| DATASET SECTION |
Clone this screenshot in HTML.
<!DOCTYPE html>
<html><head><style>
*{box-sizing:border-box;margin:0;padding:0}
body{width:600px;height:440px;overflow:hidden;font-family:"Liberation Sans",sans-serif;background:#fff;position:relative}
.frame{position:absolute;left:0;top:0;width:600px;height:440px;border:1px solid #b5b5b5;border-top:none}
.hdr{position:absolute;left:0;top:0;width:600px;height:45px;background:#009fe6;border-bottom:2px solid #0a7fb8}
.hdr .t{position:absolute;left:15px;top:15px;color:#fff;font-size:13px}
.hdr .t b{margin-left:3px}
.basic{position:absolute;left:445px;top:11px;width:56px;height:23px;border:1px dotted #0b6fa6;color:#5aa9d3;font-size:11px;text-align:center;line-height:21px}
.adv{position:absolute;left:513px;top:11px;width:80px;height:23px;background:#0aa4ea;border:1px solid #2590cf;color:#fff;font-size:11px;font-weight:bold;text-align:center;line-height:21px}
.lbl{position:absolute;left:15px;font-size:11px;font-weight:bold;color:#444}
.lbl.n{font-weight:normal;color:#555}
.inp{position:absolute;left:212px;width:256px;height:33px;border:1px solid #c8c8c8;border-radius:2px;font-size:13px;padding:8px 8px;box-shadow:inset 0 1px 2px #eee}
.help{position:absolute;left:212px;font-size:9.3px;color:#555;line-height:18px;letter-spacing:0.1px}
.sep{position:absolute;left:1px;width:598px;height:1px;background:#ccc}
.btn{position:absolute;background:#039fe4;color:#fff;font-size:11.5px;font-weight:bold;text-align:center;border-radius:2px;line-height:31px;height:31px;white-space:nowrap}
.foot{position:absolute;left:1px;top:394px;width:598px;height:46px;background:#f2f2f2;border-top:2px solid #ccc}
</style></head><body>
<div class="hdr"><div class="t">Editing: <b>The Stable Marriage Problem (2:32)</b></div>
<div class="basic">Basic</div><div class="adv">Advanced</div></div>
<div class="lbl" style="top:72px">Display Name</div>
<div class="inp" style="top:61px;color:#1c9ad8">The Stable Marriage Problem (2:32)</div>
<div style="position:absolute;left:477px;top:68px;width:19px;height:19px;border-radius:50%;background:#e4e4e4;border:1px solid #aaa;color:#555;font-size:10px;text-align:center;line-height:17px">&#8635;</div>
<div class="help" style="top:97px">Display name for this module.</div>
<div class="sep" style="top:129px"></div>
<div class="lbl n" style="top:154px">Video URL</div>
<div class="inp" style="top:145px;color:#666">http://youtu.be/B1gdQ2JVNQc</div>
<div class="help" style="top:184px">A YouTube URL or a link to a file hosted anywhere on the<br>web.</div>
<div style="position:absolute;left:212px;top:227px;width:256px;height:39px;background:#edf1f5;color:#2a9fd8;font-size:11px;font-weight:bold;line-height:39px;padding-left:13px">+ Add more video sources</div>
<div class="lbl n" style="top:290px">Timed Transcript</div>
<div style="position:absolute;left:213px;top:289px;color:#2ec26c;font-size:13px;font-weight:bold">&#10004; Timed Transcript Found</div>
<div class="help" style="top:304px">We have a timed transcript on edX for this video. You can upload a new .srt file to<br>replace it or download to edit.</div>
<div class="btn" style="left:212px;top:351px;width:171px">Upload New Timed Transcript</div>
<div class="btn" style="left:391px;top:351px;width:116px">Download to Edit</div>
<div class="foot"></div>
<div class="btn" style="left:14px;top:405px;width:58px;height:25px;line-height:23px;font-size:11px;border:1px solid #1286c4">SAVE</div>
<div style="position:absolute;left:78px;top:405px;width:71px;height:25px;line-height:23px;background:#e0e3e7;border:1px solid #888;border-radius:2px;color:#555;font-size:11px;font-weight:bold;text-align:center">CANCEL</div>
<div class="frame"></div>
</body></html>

| JOB |
A number is the only answer here: how many lines of the material above contain "this"?

| TASK RESULT |
3